● **Instructions to follow**
Transcribe all of the material exactly, except for its pictures.

● **Source data**
-- START --

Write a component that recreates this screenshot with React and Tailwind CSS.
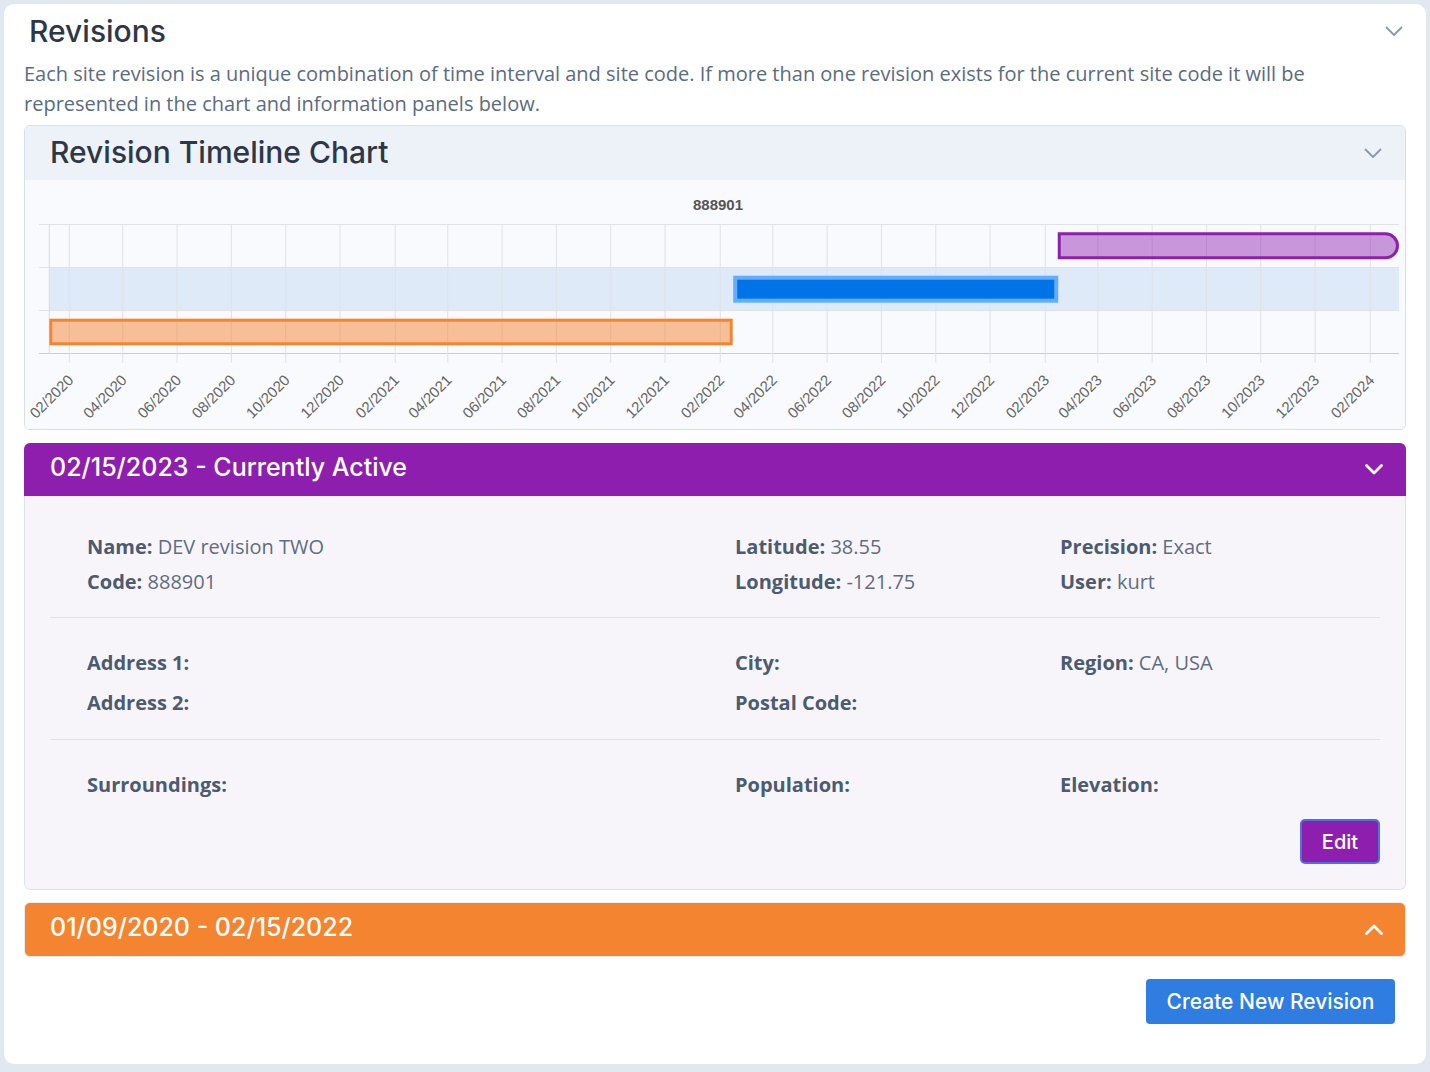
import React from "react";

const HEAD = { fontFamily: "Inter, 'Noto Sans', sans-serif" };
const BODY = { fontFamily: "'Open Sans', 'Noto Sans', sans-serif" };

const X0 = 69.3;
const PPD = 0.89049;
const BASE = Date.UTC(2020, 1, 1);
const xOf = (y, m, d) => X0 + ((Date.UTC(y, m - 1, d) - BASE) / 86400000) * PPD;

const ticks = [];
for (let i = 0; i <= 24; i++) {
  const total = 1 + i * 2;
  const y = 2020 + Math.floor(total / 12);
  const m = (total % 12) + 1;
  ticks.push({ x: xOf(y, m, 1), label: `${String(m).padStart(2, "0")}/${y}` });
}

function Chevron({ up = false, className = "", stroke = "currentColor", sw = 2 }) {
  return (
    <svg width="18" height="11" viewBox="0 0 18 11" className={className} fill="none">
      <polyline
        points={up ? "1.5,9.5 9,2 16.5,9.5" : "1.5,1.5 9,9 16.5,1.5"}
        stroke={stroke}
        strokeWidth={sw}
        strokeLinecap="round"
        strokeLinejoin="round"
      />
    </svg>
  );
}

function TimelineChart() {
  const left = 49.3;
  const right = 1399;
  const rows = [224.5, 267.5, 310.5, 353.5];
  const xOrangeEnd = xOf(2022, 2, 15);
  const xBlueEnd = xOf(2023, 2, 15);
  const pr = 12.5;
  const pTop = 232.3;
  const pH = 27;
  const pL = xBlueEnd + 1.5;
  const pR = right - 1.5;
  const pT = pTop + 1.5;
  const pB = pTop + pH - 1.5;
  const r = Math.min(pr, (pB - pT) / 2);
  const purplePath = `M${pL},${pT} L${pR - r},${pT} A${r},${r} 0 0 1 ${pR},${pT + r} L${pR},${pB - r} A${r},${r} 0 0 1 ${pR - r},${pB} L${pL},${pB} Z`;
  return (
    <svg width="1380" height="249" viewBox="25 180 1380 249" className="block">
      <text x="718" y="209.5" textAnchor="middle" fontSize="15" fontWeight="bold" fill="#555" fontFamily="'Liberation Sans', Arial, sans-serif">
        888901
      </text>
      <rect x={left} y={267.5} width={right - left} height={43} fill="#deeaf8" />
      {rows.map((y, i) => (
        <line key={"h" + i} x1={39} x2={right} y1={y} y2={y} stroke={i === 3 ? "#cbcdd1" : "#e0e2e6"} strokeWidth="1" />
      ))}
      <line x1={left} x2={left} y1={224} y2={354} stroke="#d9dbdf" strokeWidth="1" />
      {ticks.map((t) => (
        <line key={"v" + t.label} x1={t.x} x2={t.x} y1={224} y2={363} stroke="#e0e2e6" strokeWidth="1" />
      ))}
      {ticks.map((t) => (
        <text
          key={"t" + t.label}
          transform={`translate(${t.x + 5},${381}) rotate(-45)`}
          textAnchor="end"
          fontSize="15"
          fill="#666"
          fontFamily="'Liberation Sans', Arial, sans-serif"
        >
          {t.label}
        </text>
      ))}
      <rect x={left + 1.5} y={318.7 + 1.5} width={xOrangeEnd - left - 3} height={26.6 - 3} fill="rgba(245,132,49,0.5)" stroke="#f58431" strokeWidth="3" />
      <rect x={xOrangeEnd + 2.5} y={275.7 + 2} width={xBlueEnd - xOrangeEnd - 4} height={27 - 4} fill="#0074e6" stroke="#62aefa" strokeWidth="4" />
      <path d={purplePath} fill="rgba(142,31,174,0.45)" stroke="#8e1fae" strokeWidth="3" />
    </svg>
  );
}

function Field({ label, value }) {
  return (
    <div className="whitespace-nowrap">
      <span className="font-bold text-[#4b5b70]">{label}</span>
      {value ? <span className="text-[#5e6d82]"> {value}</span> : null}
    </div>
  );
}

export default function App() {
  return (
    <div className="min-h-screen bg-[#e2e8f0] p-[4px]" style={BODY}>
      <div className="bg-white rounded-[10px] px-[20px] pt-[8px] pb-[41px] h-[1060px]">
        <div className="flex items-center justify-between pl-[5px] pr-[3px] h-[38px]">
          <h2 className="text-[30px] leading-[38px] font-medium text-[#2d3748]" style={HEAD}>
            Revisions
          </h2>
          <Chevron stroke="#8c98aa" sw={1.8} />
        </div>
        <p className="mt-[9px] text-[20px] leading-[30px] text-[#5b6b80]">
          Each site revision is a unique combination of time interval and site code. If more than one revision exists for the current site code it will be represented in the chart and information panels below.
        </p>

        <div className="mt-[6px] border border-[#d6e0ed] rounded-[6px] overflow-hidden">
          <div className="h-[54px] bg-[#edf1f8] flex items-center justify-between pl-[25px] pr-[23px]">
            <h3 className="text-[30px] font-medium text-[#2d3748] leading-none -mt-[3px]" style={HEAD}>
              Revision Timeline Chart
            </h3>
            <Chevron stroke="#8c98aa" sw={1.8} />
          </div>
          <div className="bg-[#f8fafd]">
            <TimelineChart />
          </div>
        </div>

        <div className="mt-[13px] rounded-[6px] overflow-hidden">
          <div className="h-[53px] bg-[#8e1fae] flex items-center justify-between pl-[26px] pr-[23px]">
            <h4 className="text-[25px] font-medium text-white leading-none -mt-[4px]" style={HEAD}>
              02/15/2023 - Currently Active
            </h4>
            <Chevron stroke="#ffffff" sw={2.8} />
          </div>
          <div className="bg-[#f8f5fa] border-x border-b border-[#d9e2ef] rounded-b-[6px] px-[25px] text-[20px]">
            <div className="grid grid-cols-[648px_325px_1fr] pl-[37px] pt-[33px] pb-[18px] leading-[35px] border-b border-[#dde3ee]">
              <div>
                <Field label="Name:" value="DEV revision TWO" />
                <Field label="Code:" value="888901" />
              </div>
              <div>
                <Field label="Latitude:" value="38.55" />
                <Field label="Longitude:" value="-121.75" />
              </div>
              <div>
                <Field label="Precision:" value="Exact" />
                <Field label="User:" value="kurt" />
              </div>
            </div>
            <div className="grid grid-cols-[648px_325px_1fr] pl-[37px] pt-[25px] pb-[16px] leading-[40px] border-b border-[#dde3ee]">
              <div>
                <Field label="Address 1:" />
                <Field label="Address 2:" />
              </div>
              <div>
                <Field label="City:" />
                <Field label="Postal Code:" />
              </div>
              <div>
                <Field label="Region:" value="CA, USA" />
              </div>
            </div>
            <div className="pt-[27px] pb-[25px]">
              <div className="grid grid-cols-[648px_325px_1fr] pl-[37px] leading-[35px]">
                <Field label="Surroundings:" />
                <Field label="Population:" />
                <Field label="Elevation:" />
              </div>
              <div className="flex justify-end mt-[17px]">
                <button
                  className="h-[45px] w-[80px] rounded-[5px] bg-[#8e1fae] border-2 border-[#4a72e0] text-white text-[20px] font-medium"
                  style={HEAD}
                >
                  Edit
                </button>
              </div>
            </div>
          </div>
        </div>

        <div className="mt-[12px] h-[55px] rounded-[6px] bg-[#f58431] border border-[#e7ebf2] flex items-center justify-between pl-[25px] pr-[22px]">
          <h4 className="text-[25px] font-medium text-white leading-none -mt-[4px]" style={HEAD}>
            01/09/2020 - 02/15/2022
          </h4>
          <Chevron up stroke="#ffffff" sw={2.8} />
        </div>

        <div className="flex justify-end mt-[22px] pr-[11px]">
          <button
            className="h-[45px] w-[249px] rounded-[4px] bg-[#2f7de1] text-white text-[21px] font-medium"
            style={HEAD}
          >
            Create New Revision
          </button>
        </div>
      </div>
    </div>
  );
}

-- END --

● **Correct answer**
Write a component that recreates this screenshot with React and Tailwind CSS.
import React from "react";

const HEAD = { fontFamily: "Inter, 'Noto Sans', sans-serif" };
const BODY = { fontFamily: "'Open Sans', 'Noto Sans', sans-serif" };

const X0 = 69.3;
const PPD = 0.89049;
const BASE = Date.UTC(2020, 1, 1);
const xOf = (y, m, d) => X0 + ((Date.UTC(y, m - 1, d) - BASE) / 86400000) * PPD;

const ticks = [];
for (let i = 0; i <= 24; i++) {
  const total = 1 + i * 2;
  const y = 2020 + Math.floor(total / 12);
  const m = (total % 12) + 1;
  ticks.push({ x: xOf(y, m, 1), label: `${String(m).padStart(2, "0")}/${y}` });
}

function Chevron({ up = false, className = "", stroke = "currentColor", sw = 2 }) {
  return (
    <svg width="18" height="11" viewBox="0 0 18 11" className={className} fill="none">
      <polyline
        points={up ? "1.5,9.5 9,2 16.5,9.5" : "1.5,1.5 9,9 16.5,1.5"}
        stroke={stroke}
        strokeWidth={sw}
        strokeLinecap="round"
        strokeLinejoin="round"
      />
    </svg>
  );
}

function TimelineChart() {
  const left = 49.3;
  const right = 1399;
  const rows = [224.5, 267.5, 310.5, 353.5];
  const xOrangeEnd = xOf(2022, 2, 15);
  const xBlueEnd = xOf(2023, 2, 15);
  const pr = 12.5;
  const pTop = 232.3;
  const pH = 27;
  const pL = xBlueEnd + 1.5;
  const pR = right - 1.5;
  const pT = pTop + 1.5;
  const pB = pTop + pH - 1.5;
  const r = Math.min(pr, (pB - pT) / 2);
  const purplePath = `M${pL},${pT} L${pR - r},${pT} A${r},${r} 0 0 1 ${pR},${pT + r} L${pR},${pB - r} A${r},${r} 0 0 1 ${pR - r},${pB} L${pL},${pB} Z`;
  return (
    <svg width="1380" height="249" viewBox="25 180 1380 249" className="block">
      <text x="718" y="209.5" textAnchor="middle" fontSize="15" fontWeight="bold" fill="#555" fontFamily="'Liberation Sans', Arial, sans-serif">
        888901
      </text>
      <rect x={left} y={267.5} width={right - left} height={43} fill="#deeaf8" />
      {rows.map((y, i) => (
        <line key={"h" + i} x1={39} x2={right} y1={y} y2={y} stroke={i === 3 ? "#cbcdd1" : "#e0e2e6"} strokeWidth="1" />
      ))}
      <line x1={left} x2={left} y1={224} y2={354} stroke="#d9dbdf" strokeWidth="1" />
      {ticks.map((t) => (
        <line key={"v" + t.label} x1={t.x} x2={t.x} y1={224} y2={363} stroke="#e0e2e6" strokeWidth="1" />
      ))}
      {ticks.map((t) => (
        <text
          key={"t" + t.label}
          transform={`translate(${t.x + 5},${381}) rotate(-45)`}
          textAnchor="end"
          fontSize="15"
          fill="#666"
          fontFamily="'Liberation Sans', Arial, sans-serif"
        >
          {t.label}
        </text>
      ))}
      <rect x={left + 1.5} y={318.7 + 1.5} width={xOrangeEnd - left - 3} height={26.6 - 3} fill="rgba(245,132,49,0.5)" stroke="#f58431" strokeWidth="3" />
      <rect x={xOrangeEnd + 2.5} y={275.7 + 2} width={xBlueEnd - xOrangeEnd - 4} height={27 - 4} fill="#0074e6" stroke="#62aefa" strokeWidth="4" />
      <path d={purplePath} fill="rgba(142,31,174,0.45)" stroke="#8e1fae" strokeWidth="3" />
    </svg>
  );
}

function Field({ label, value }) {
  return (
    <div className="whitespace-nowrap">
      <span className="font-bold text-[#4b5b70]">{label}</span>
      {value ? <span className="text-[#5e6d82]"> {value}</span> : null}
    </div>
  );
}

export default function App() {
  return (
    <div className="min-h-screen bg-[#e2e8f0] p-[4px]" style={BODY}>
      <div className="bg-white rounded-[10px] px-[20px] pt-[8px] pb-[41px] h-[1060px]">
        <div className="flex items-center justify-between pl-[5px] pr-[3px] h-[38px]">
          <h2 className="text-[30px] leading-[38px] font-medium text-[#2d3748]" style={HEAD}>
            Revisions
          </h2>
          <Chevron stroke="#8c98aa" sw={1.8} />
        </div>
        <p className="mt-[9px] text-[20px] leading-[30px] text-[#5b6b80]">
          Each site revision is a unique combination of time interval and site code. If more than one revision exists for the current site code it will be represented in the chart and information panels below.
        </p>

        <div className="mt-[6px] border border-[#d6e0ed] rounded-[6px] overflow-hidden">
          <div className="h-[54px] bg-[#edf1f8] flex items-center justify-between pl-[25px] pr-[23px]">
            <h3 className="text-[30px] font-medium text-[#2d3748] leading-none -mt-[3px]" style={HEAD}>
              Revision Timeline Chart
            </h3>
            <Chevron stroke="#8c98aa" sw={1.8} />
          </div>
          <div className="bg-[#f8fafd]">
            <TimelineChart />
          </div>
        </div>

        <div className="mt-[13px] rounded-[6px] overflow-hidden">
          <div className="h-[53px] bg-[#8e1fae] flex items-center justify-between pl-[26px] pr-[23px]">
            <h4 className="text-[25px] font-medium text-white leading-none -mt-[4px]" style={HEAD}>
              02/15/2023 - Currently Active
            </h4>
            <Chevron stroke="#ffffff" sw={2.8} />
          </div>
          <div className="bg-[#f8f5fa] border-x border-b border-[#d9e2ef] rounded-b-[6px] px-[25px] text-[20px]">
            <div className="grid grid-cols-[648px_325px_1fr] pl-[37px] pt-[33px] pb-[18px] leading-[35px] border-b border-[#dde3ee]">
              <div>
                <Field label="Name:" value="DEV revision TWO" />
                <Field label="Code:" value="888901" />
              </div>
              <div>
                <Field label="Latitude:" value="38.55" />
                <Field label="Longitude:" value="-121.75" />
              </div>
              <div>
                <Field label="Precision:" value="Exact" />
                <Field label="User:" value="kurt" />
              </div>
            </div>
            <div className="grid grid-cols-[648px_325px_1fr] pl-[37px] pt-[25px] pb-[16px] leading-[40px] border-b border-[#dde3ee]">
              <div>
                <Field label="Address 1:" />
                <Field label="Address 2:" />
              </div>
              <div>
                <Field label="City:" />
                <Field label="Postal Code:" />
              </div>
              <div>
                <Field label="Region:" value="CA, USA" />
              </div>
            </div>
            <div className="pt-[27px] pb-[25px]">
              <div className="grid grid-cols-[648px_325px_1fr] pl-[37px] leading-[35px]">
                <Field label="Surroundings:" />
                <Field label="Population:" />
                <Field label="Elevation:" />
              </div>
              <div className="flex justify-end mt-[17px]">
                <button
                  className="h-[45px] w-[80px] rounded-[5px] bg-[#8e1fae] border-2 border-[#4a72e0] text-white text-[20px] font-medium"
                  style={HEAD}
                >
                  Edit
                </button>
              </div>
            </div>
          </div>
        </div>

        <div className="mt-[12px] h-[55px] rounded-[6px] bg-[#f58431] border border-[#e7ebf2] flex items-center justify-between pl-[25px] pr-[22px]">
          <h4 className="text-[25px] font-medium text-white leading-none -mt-[4px]" style={HEAD}>
            01/09/2020 - 02/15/2022
          </h4>
          <Chevron up stroke="#ffffff" sw={2.8} />
        </div>

        <div className="flex justify-end mt-[22px] pr-[11px]">
          <button
            className="h-[45px] w-[249px] rounded-[4px] bg-[#2f7de1] text-white text-[21px] font-medium"
            style={HEAD}
          >
            Create New Revision
          </button>
        </div>
      </div>
    </div>
  );
}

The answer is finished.